The new focus is also increasingly on the small farmer who, as Kofi Annan notes, in the case of Africa is more often than not a woman.

"If we take the food crisis seriously … we can turn many of the African countries into breadbaskets," says Mr. Annan, the former United Nations secretary-general. Noting that the African farmer is "perhaps the only farmer in the world who takes all the risk herself," Annan says addressing Africa's "silent hunger" will require a shift beyond better farming techniques. What is needed, he adds, are partnerships that encompass governments and international donors who can provide better technologies, infrastructure, and inputs such as seed and fertilizer.

The US government signaled its endorsement of such partnerships with its announcement last week of a collaborative initiative between the Bush administration's Millennium Challenge Corporation (MCC) and the Alliance for a Green Revolution in Africa, or Agra.

The MCC, which rewards the developing world's best-governed countries with grants to combat poverty, is responding to the food crisis by putting greater emphasis specifically on Africa's agriculture sector.
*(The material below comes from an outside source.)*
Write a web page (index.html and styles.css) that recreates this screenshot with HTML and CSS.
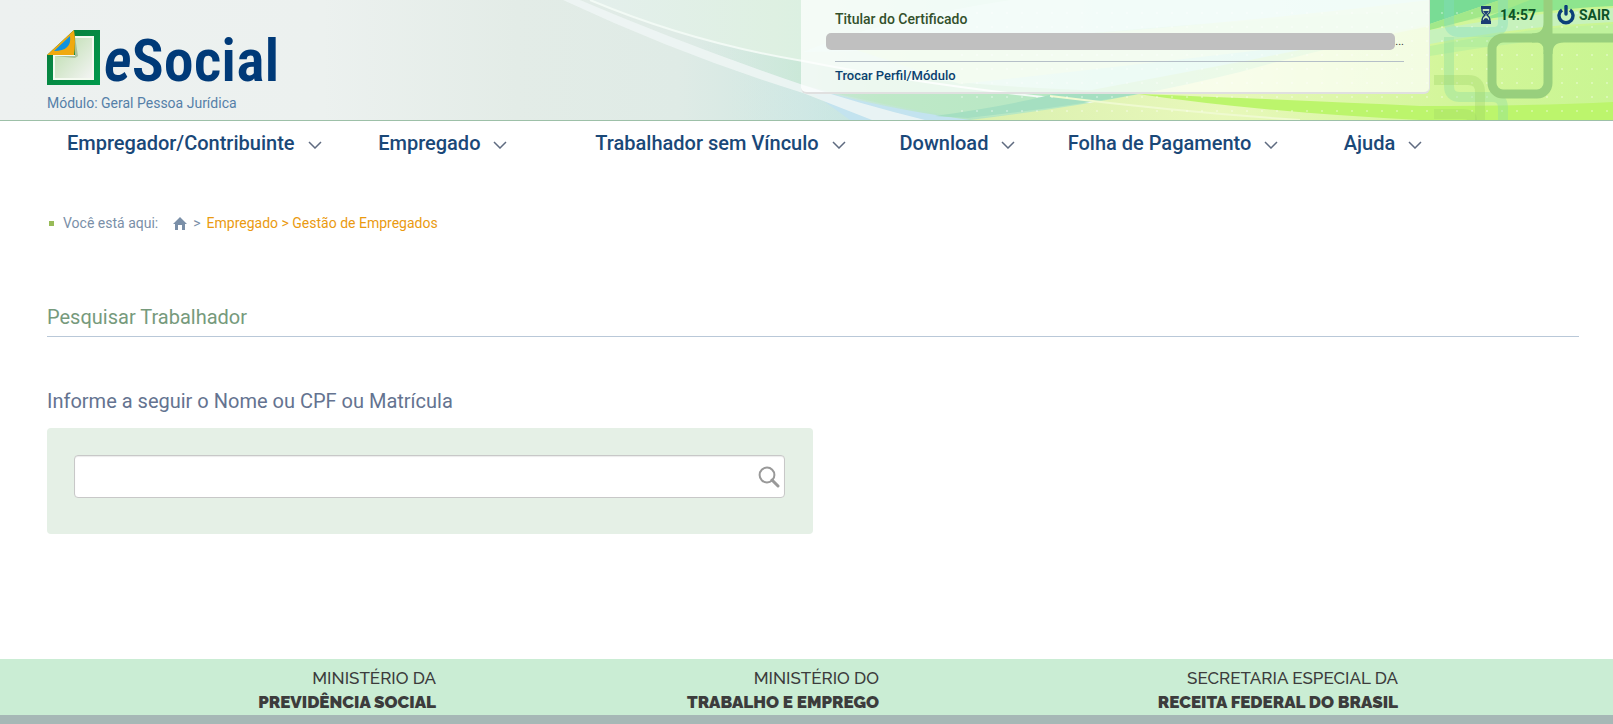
FILE: index.html
```html
<!DOCTYPE html>
<html lang="pt-BR">
<head>
    <meta charset="UTF-8">
    <meta name="viewport" content="width=device-width, initial-scale=1.0">
    <title>eSocial</title>
    <link rel="stylesheet" href="styles.css">
</head>
<body>

    <header class="header">
        <svg class="header-bg" viewBox="0 0 1613 120" preserveAspectRatio="xMaxYMin slice" aria-hidden="true">
            <defs>
                <linearGradient id="base" x1="0" x2="1" y1="0" y2="0">
                    <stop offset="0" stop-color="#edf1f0"/>
                    <stop offset="0.2" stop-color="#ecf1ef"/>
                    <stop offset="0.32" stop-color="#e3ece7"/>
                    <stop offset="0.42" stop-color="#dfebe6"/>
                    <stop offset="0.5" stop-color="#d0e8e2"/>
                    <stop offset="0.6" stop-color="#b4e5c4"/>
                    <stop offset="0.88" stop-color="#c4f3a4"/>
                    <stop offset="1" stop-color="#b9f07c"/>
                </linearGradient>
                <linearGradient id="sky" x1="590" x2="1430" y1="0" y2="0" gradientUnits="userSpaceOnUse">
                    <stop offset="0" stop-color="#e4efec"/>
                    <stop offset="0.22" stop-color="#def0e2"/>
                    <stop offset="0.6" stop-color="#c4f1de"/>
                    <stop offset="1" stop-color="#b4edda"/>
                </linearGradient>
                <linearGradient id="water" x1="730" x2="970" y1="0" y2="0" gradientUnits="userSpaceOnUse">
                    <stop offset="0" stop-color="#d3e8e7" stop-opacity="0"/>
                    <stop offset="1" stop-color="#bfe3ee"/>
                </linearGradient>
                <linearGradient id="grass" x1="700" x2="1150" y1="0" y2="0" gradientUnits="userSpaceOnUse">
                    <stop offset="0" stop-color="#cfe8da" stop-opacity="0"/>
                    <stop offset="0.4" stop-color="#bfe8c8"/>
                    <stop offset="1" stop-color="#b2e8c0"/>
                </linearGradient>
                <linearGradient id="leaf" x1="960" x2="1613" y1="0" y2="0" gradientUnits="userSpaceOnUse">
                    <stop offset="0" stop-color="#d9efae"/>
                    <stop offset="0.4" stop-color="#e8f8bb"/>
                    <stop offset="0.75" stop-color="#d3f69a"/>
                    <stop offset="1" stop-color="#c9f592"/>
                </linearGradient>
                <pattern id="dots" x="961" y="12" width="15" height="14" patternUnits="userSpaceOnUse">
                    <circle cx="1" cy="1" r="1" fill="#fff" fill-opacity="0.4"/>
                </pattern>
            </defs>
            <rect width="1613" height="120" fill="url(#base)"/>
            <path d="M590 0Q690 42 803 61Q920 84 1060 96L1250 60L1430 24V0Z" fill="url(#sky)"/>
            <path d="M590 0Q690 42 803 61Q940 88 1150 92Q1060 112 968 118Q880 106 803 85Q683 44 580 0Z" fill="url(#grass)"/>
            <path d="M730 72L803 90L875 120H730Z" fill="url(#water)"/>
            <path d="M803 86Q880 108 970 120H850Z" fill="#c3e3ef"/>
            <path d="M563 0Q683 56 803 93L872 120H925Q860 104 803 85Q683 44 580 0Z" fill="#eef6f5" fill-opacity="0.85"/>
            <path d="M590 0Q690 42 803 61Q940 88 1110 104" fill="none" stroke="#f2faf5" stroke-width="2"/>
            <path d="M803 52Q880 20 1010 0H1430V10Q1120 26 930 50Z" fill="#dcf6ee" fill-opacity="0.7"/>
            <path d="M850 48Q1150 34 1430 0V30Q1130 66 960 84Z" fill="#daf5cd" fill-opacity="0.8"/>
            <path d="M968 118Q1060 108 1150 92H1060Q1020 104 935 116Z" fill="#a5dfc1"/>
            <path d="M970 120Q1120 102 1240 72Q1340 44 1430 26L1613 0V120Z" fill="url(#leaf)"/>
            <path d="M1430 0H1500L1430 24Z" fill="#79dc95"/>
            <path d="M1430 24L1500 0H1545L1430 30Z" fill="#a2e88a"/>
            <path d="M1430 30Q1520 14 1613 8V22Q1520 26 1430 44Z" fill="#c7f2bc"/>
            <path d="M1530 0H1613V6Q1560 8 1480 20Z" fill="#8ee58e"/>
            <path d="M1430 46Q1520 28 1613 24V34Q1520 40 1430 56Z" fill="#c0f29c"/>
            <path d="M1138 94Q1300 100 1420 106Q1540 106 1613 102V120H1420Q1260 112 1138 94Z" fill="#bcf56c"/>
            <path d="M1050 96Q1180 112 1300 120" fill="none" stroke="#effad0" stroke-width="2"/>
            <rect x="961" width="652" height="120" fill="url(#dots)"/>
            <g fill="none" stroke-width="10">
                <rect x="1449" y="-24" width="54" height="56" rx="9" stroke="#82dbc0" stroke-opacity="0.4"/>
                <path d="M1449 37V86Q1449 97 1460 97H1492Q1503 97 1503 108V120" stroke="#8fdfa0" stroke-opacity="0.4"/>
                <path d="M1454 42H1492" stroke="#9fe4a0" stroke-opacity="0.3"/>
                <path d="M1434 80H1468Q1480 80 1480 92V120" stroke="#9ed468" stroke-opacity="0.35"/>
                <path d="M1434 114H1462Q1472 114 1472 120" stroke="#9ed468" stroke-opacity="0.3"/>
            </g>
            <g fill="none" stroke="#98cf7d" stroke-width="9">
                <rect x="1492" y="38" width="56" height="56" rx="11"/>
                <path d="M1548 50V-5M1532 38Q1548 38 1548 22M1548 54Q1548 38 1564 38H1613M1540 38H1613"/>
            </g>
        </svg>

        <div class="brand">
            <a class="logo" href="#" aria-label="eSocial">
                <svg class="logo-mark" viewBox="0 0 53 56" aria-hidden="true">
                    <defs>
                        <linearGradient id="frame" x1="0" x2="1" y1="0" y2="1">
                            <stop offset="0" stop-color="#0b7a3b"/>
                            <stop offset="1" stop-color="#009a4c"/>
                        </linearGradient>
                        <linearGradient id="paper" x1="0" x2="1" y1="0" y2="1">
                            <stop offset="0" stop-color="#b9dcaa"/>
                            <stop offset="1" stop-color="#f3f4f3"/>
                        </linearGradient>
                    </defs>
                    <path d="M27 0H53V55H0V25Z" fill="url(#frame)"/>
                    <path d="M28 6H47V50H6V25H28Z" fill="#f4faf0"/>
                    <path d="M28 8H45V48H8V26H28Z" fill="url(#paper)"/>
                    <path d="M28 7V26H8L28 28L31 26Z" fill="#7b9c6b" fill-opacity="0.5"/>
                    <path d="M27 0Q29 12 27 25H0Z" fill="#f0a90f"/>
                    <path d="M23 6Q25 21 7 21Z" fill="#1092df"/>
                </svg>
                <span class="logo-text"><em>e</em>Social</span>
            </a>
            <p class="module">Módulo: Geral Pessoa Jurídica</p>
        </div>

        <div class="profile">
            <p class="profile-title">Titular do Certificado</p>
            <div class="profile-name"><span class="profile-mask"></span>...</div>
            <a class="profile-switch" href="#">Trocar Perfil/Módulo</a>
        </div>

        <div class="session">
            <svg class="hourglass" viewBox="0 0 12 18" aria-hidden="true">
                <path d="M1 0H11V3H1ZM1 15H11V18H1Z" fill="#1c3d74"/>
                <path d="M2 3V5Q2 7 5 9Q2 11 2 15H10Q10 11 7 9Q10 7 10 5V3" fill="#c9e8b8" stroke="#1c3d74" stroke-width="1.4"/>
                <path d="M3 5H9L6 9ZM3 15Q4 12 6 12T9 15Z" fill="#1c3d74"/>
            </svg>
            <span class="clock">14:57</span>
            <button class="logout" type="button">
                <svg class="power" viewBox="0 0 18 20" aria-hidden="true">
                    <path d="M5 5A7 7 0 1 0 13 5" fill="none" stroke="#0b3f79" stroke-width="3.4"/>
                    <path d="M9 1.5V9" stroke="#0b3f79" stroke-width="3.4" stroke-linecap="round"/>
                </svg>
                SAIR
            </button>
        </div>
    </header>

    <nav class="menu">
        <a href="#">Empregador/Contribuinte <svg class="chevron" viewBox="0 0 14 8"><path d="M1 1L7 7L13 1"/></svg></a>
        <a href="#">Empregado <svg class="chevron" viewBox="0 0 14 8"><path d="M1 1L7 7L13 1"/></svg></a>
        <a href="#">Trabalhador sem Vínculo <svg class="chevron" viewBox="0 0 14 8"><path d="M1 1L7 7L13 1"/></svg></a>
        <a href="#">Download <svg class="chevron" viewBox="0 0 14 8"><path d="M1 1L7 7L13 1"/></svg></a>
        <a href="#">Folha de Pagamento <svg class="chevron" viewBox="0 0 14 8"><path d="M1 1L7 7L13 1"/></svg></a>
        <a href="#">Ajuda <svg class="chevron" viewBox="0 0 14 8"><path d="M1 1L7 7L13 1"/></svg></a>
    </nav>

    <main class="content">
        <div class="breadcrumb">
            <span class="bullet"></span>
            <span class="breadcrumb-label">Você está aqui:</span>
            <a class="home" href="#" aria-label="Início">
                <svg viewBox="0 0 14 13" aria-hidden="true"><path d="M7 0L14 7H12V13H9V8H5V13H2V7H0Z" fill="#7a8fa8"/></svg>
            </a>
            <span class="separator">&gt;</span>
            <a class="breadcrumb-link" href="#">Empregado &gt; Gestão de Empregados</a>
        </div>

        <h1 class="page-title">Pesquisar Trabalhador</h1>

        <form class="search">
            <label class="search-label" for="trabalhador">Informe a seguir o Nome ou CPF ou Matrícula</label>
            <div class="search-panel">
                <div class="search-box">
                    <input id="trabalhador" type="text">
                    <button type="button" aria-label="Pesquisar">
                        <svg viewBox="0 0 22 22" aria-hidden="true">
                            <circle cx="9" cy="9" r="7.4" fill="none" stroke="#999" stroke-width="2"/>
                            <path d="M14 14L20 20" stroke="#999" stroke-width="3" stroke-linecap="round"/>
                        </svg>
                    </button>
                </div>
            </div>
        </form>
    </main>

    <footer class="footer">
        <p>MINISTÉRIO DA<br><strong>PREVIDÊNCIA SOCIAL</strong></p>
        <p>MINISTÉRIO DO<br><strong>TRABALHO E EMPREGO</strong></p>
        <p>SECRETARIA ESPECIAL DA<br><strong>RECEITA FEDERAL DO BRASIL</strong></p>
    </footer>

</body>
</html>
```
FILE: styles.css
```css
* {
    box-sizing: border-box;
}

body {
    margin: 0;
    min-height: 100vh;
    display: flex;
    flex-direction: column;
    font-family: Roboto, sans-serif;
    font-size: 14px;
    background-color: #fff;
}

p {
    margin: 0;
}

a {
    text-decoration: none;
}

button {
    padding: 0;
    border: none;
    background: none;
    font: inherit;
    cursor: pointer;
}

svg {
    display: block;
}

/* header */

.header {
    position: relative;
    display: flex;
    align-items: flex-start;
    height: 121px;
    border-bottom: 1px solid #9dc0a8;
    overflow: hidden;
}

.header-bg {
    position: absolute;
    top: 0;
    right: 0;
    width: 100%;
    height: 120px;
    z-index: -1;
}

.brand {
    flex: 1;
    padding: 30px 0 0 47px;
}

.logo {
    display: flex;
    align-items: flex-start;
    gap: 4px;
    height: 56px;
    color: #003a78;
}

.logo-mark {
    width: 53px;
    height: 56px;
}

.logo-text {
    font-family: "Roboto Condensed", "Liberation Sans Narrow", Roboto, sans-serif;
    font-size: 60px;
    font-weight: 600;
    line-height: 62px;
}

.module {
    padding-top: 8px;
    line-height: 18px;
    color: #5580a8;
}

.profile {
    width: 39%;
    height: 94px;
    padding: 9px 25px 0 34px;
    background-color: rgba(255, 255, 255, 0.7);
    border-right: 1px solid #e0e4e0;
    border-bottom: 2px solid #e0e0e0;
    border-radius: 0 0 6px 6px;
}

.profile-title {
    line-height: 20px;
    font-weight: 500;
    color: #32502b;
}

.profile-name {
    display: flex;
    align-items: center;
    height: 32px;
    margin-left: -9px;
    padding-bottom: 7px;
    font-size: 11px;
    color: #333;
}

.profile-mask {
    flex: 1;
    height: 17px;
    border-radius: 5px;
    background-color: #c0c0c0;
}

.profile-switch {
    display: block;
    border-top: 1px solid #b5bfc8;
    font-size: 13px;
    font-weight: 500;
    line-height: 27px;
    color: #0b416f;
}

.session {
    display: flex;
    align-items: center;
    width: 183px;
    padding: 5px 3px 0 50px;
    font-weight: bold;
    line-height: 20px;
    color: #0d5427;
}

.hourglass {
    width: 12px;
    height: 18px;
}

.clock {
    flex: 1;
    padding-left: 8px;
}

.logout {
    display: flex;
    align-items: center;
    gap: 4px;
    color: #0d5427;
}

.power {
    width: 18px;
    height: 20px;
}

/* menu */

.menu {
    display: grid;
    grid-template-columns: 311fr 217fr 304fr 168fr 276fr 269fr;
    padding-left: 67px;
}

.menu a {
    display: flex;
    align-items: center;
    gap: 13px;
    font-size: 20px;
    font-weight: 500;
    line-height: 44px;
    white-space: nowrap;
    color: #1a4878;
}

.chevron {
    width: 14px;
    height: 8px;
    margin-top: 4px;
    fill: none;
    stroke: #5f6b80;
    stroke-width: 1.5;
}

/* content */

.content {
    flex: 1;
    padding: 48px 34px 0 47px;
}

.breadcrumb {
    display: flex;
    align-items: center;
    line-height: 20px;
    color: #7a8fa8;
}

.bullet {
    width: 5px;
    height: 5px;
    margin: 0 9px 0 2px;
    background-color: #98bb58;
}

.home {
    width: 14px;
    margin: 0 6px 0 15px;
}

.breadcrumb-link {
    margin-left: 6px;
    color: #ea9a10;
}

.page-title {
    margin: 69px 0 0;
    padding-bottom: 4px;
    border-bottom: 1px solid #b9c8d8;
    font-size: 20px;
    font-weight: normal;
    line-height: 30px;
    color: #769a7c;
}

.search {
    padding-top: 49px;
}

.search-label {
    display: block;
    font-size: 20px;
    line-height: 30px;
    color: #647390;
}

.search-panel {
    width: 50%;
    height: 106px;
    margin-top: 12px;
    padding: 27px 28px 0 27px;
    border-radius: 4px;
    background-color: #e5f0e6;
}

.search-box {
    display: flex;
    align-items: center;
    height: 43px;
    padding-right: 4px;
    border: 1px solid #c8c8c8;
    border-radius: 4px;
    background-color: #fff;
    box-shadow: inset 0 1px 1px rgba(0, 0, 0, 0.08);
}

.search-box input {
    flex: 1;
    height: 39px;
    padding: 0 10px;
    border: none;
    outline: none;
    background: none;
    font: inherit;
    font-size: 16px;
}

.search-box svg {
    width: 22px;
    height: 22px;
}

/* footer */

.footer {
    display: grid;
    grid-template-columns: 436fr 443fr 519fr 215fr;
    padding: 7px 0 1px;
    border-bottom: 9px solid #a6b8b6;
    background-color: #caedd4;
    font-family: Raleway, Lato, sans-serif;
    font-size: 17px;
    font-weight: 500;
    line-height: 24px;
    text-align: right;
    color: #3c3c3c;
}

.footer strong {
    font-weight: 900;
}
```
Already the MCC, founded in 2004, has made more than half its total grants of $5.5 billion in agriculture and rural development, with $1.7 billion going to African agriculture alone.

According to Annan, who is Agra's chairman, the partnership will combine MCC's expertise in infrastructure development with Agra's agricultural knowledge and its close association with small farmers. "Collaborations such as ours are essential to putting in place long-term solutions to the food crisis," said Annan, who was in Washington Friday to sign an agreement with MCC.

New emphasis on agriculture

The US initiative is one example of a broader global recognition of a need for new ideas for addressing the food crisis.

The World Bank dedicated its latest annual report on development to the challenge of increasing global food production – the first time, experts note, a major international financing institution has focused on agriculture.

And the EU, which with a total of about $15 billion in 2006 is the world's largest provider of development aid, recently announced that it would increase the percentage of its total assistance going to agriculture and rural development from 9 percent to 12.5 percent.

"This is a global trend in development assistance, as we see in the example of the US initiative, and the European Union is taking the same path," says Laurent Javaudin, agriculture attaché at the EU Commission's mission in Washington.